Beverly, your debut novel is a grim look at suburban life, where you rip through the facade of normalcy. Sabrina, in a way, does the opposite. How did you transition from Beverly to Sabrina?
I remember being eager about Sabrina even as I was finishing Beverly. I had a certain approach to drawing comics in place and I felt like I was ready to write a more involved story. I can't really remember if I was thinking about how the two books would pair with each other; neither of them were really planned out or conceptualised in that way.

A panel from Sabrina. Pic/
A panel from Sabrina. Pic/

There is an empathetic connection one feels with the characters. How challenging was it to absorb what you had written?
There was always a gnawing fear that the whole thing was not genuine. I faced difficulties drawing characters suffering through something that I have never experienced. It felt kind of exploitative. I'm still uncomfortable with that. But I did try as hard as I could to imagine certain scenarios. I also read interviews and writing from people who had gone through similar tragedies, but it really is impossible to imagine what a tedious day of grief feels like.

Keeping in mind the sensitivity built around the novel's theme, were there any concerns about coming off as too preachy?
Oh yes, constantly. I started working on the book in late 2014 and the cultural landscape has changed a lot since then. I might tweak some of the dialogue if I had to do it over again. For instance, I kind of cringe when I read something that refers to the conspiratorial radio host as a "right-winger". That makes me feel like I didn't do my job properly. I never had a thought that this was a political book, and I didn't want to write a caricature of a certain type of personality, so maybe I failed in that regard.

Has the writing process in any way changed your outlook of the world?
I've developed the attitude that I'm the dumbest person in the room, and that helps with the kind of blind certainty that kicks in when you think your opinion is solid or you have something meaningful to say. Even this question is kind of embarrassing, because I don't feel like I should be pontificating about having a healthy worldview. I'll try and answer your question, I felt more confused after finishing this book, and certainly didn't feel like I had some kind of tidy prescription for anything.
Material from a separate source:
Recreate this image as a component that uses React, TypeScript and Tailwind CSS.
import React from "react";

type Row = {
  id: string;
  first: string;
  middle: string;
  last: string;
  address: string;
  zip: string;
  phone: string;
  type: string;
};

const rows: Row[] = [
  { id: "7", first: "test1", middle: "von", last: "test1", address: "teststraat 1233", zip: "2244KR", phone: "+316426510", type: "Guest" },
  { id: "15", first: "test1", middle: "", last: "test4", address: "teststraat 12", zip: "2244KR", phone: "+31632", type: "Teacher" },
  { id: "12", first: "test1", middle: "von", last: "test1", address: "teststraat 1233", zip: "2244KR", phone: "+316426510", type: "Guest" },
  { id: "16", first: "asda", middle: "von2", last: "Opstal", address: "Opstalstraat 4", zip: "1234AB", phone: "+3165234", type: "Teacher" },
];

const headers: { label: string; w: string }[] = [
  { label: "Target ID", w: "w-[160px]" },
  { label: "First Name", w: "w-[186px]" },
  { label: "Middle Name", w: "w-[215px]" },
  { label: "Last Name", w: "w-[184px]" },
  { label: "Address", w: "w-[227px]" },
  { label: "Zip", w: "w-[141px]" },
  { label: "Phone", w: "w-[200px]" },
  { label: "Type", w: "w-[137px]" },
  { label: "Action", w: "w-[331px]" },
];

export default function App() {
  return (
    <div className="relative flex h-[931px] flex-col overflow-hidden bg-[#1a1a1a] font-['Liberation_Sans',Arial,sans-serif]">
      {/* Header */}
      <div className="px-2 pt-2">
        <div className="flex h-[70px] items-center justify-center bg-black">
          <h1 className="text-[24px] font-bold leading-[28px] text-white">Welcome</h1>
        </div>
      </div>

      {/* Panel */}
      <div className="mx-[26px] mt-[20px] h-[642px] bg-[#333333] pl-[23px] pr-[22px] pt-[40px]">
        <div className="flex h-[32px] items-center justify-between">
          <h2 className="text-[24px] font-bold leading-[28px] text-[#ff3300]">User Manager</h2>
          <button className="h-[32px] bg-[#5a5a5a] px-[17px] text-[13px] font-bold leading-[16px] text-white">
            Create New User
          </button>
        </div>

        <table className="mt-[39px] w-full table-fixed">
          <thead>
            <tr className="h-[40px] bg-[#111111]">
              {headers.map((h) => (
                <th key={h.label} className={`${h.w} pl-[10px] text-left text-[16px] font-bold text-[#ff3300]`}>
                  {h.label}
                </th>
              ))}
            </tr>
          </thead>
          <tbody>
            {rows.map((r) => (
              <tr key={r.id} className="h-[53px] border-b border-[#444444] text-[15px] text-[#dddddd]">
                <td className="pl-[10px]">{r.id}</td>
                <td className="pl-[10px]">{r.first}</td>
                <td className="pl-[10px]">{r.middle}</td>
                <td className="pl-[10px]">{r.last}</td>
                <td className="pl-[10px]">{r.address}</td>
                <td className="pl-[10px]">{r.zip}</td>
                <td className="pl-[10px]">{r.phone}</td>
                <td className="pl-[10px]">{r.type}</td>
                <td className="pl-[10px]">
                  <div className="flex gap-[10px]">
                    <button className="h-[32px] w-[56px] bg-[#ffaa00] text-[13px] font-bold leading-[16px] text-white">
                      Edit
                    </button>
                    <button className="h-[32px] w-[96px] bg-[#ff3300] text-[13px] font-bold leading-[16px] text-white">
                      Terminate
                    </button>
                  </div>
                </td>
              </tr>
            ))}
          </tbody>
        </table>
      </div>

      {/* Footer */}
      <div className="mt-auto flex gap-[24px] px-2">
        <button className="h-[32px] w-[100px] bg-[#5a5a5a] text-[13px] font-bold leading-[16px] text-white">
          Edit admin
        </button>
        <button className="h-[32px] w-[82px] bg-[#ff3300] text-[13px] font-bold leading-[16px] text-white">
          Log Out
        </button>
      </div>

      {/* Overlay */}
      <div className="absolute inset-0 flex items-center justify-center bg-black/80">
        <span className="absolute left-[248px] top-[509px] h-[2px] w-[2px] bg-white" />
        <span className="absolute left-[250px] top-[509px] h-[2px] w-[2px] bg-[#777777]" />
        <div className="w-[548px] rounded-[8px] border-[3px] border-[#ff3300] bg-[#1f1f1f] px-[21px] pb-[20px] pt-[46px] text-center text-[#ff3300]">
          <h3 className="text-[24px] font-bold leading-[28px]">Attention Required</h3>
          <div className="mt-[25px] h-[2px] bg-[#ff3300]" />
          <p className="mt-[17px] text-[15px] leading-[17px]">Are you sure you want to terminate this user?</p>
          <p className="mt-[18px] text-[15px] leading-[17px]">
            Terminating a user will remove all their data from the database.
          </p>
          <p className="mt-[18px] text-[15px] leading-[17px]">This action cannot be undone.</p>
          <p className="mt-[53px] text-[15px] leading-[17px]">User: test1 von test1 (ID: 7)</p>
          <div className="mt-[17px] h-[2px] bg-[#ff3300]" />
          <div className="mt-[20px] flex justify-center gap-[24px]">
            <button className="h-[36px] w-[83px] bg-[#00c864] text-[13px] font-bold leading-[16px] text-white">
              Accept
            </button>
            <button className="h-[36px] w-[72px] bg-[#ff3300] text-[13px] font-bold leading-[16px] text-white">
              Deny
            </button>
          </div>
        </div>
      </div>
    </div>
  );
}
Your drawings are deceptively simple. Had you clearly decided on the art style and setting you wanted to establish?
Yes, I think it was pretty clear in my mind from the start. I used a somewhat restrictive colour palette, and the grid and page size was a continuation of the way I had drawn some of the stories in my first book. I remember not wanting to dwell too much on those decisions and transition smoothly from Beverly to Sabrina.

I also took a trip to Colorado Springs to visit a friend in the Air Force and take photo reference for the book. Certain elements of his life were borrowed, and the house he lived in was copied almost exactly in the book, so those photos became my aesthetic guidebook.

You're the first graphic novelist in the running for the Man Booker prize. To put it simply, what is the role of the graphic novelist in modern society? Is the literary circuit rethinking the genre?
I'm not insisting I deserve a place anywhere, and I certainly never thought the medium was unappreciated or deserved more legitimacy. I guess I've been pretty insulated in my comics bubble [sic] in a way I hadn't realised, I just don't hear a lot of conversations about this. They are different mediums, so I understand the frustration some have with Sabrina being nominated. I didn't put the book up for the award, and I'm sort of embarrassed by that kind of attention.

There is a strange complacency with the ending. What do you hope readers take away from Sabrina?
I'm really not sure. It felt like a logical place to end the story, but I understand if it's dissatisfying to some people. As I mentioned, there wasn't really any resolution for me as the author, so it's hard to know if a reader would be able to gain anything from this book.

Any Indian writers or graphic novelists who you're familiar with?
Oh boy, seriously, I don't think I'm aware of a single one. I'm so sorry, that's embarrassing. I'll gladly take any recommendations!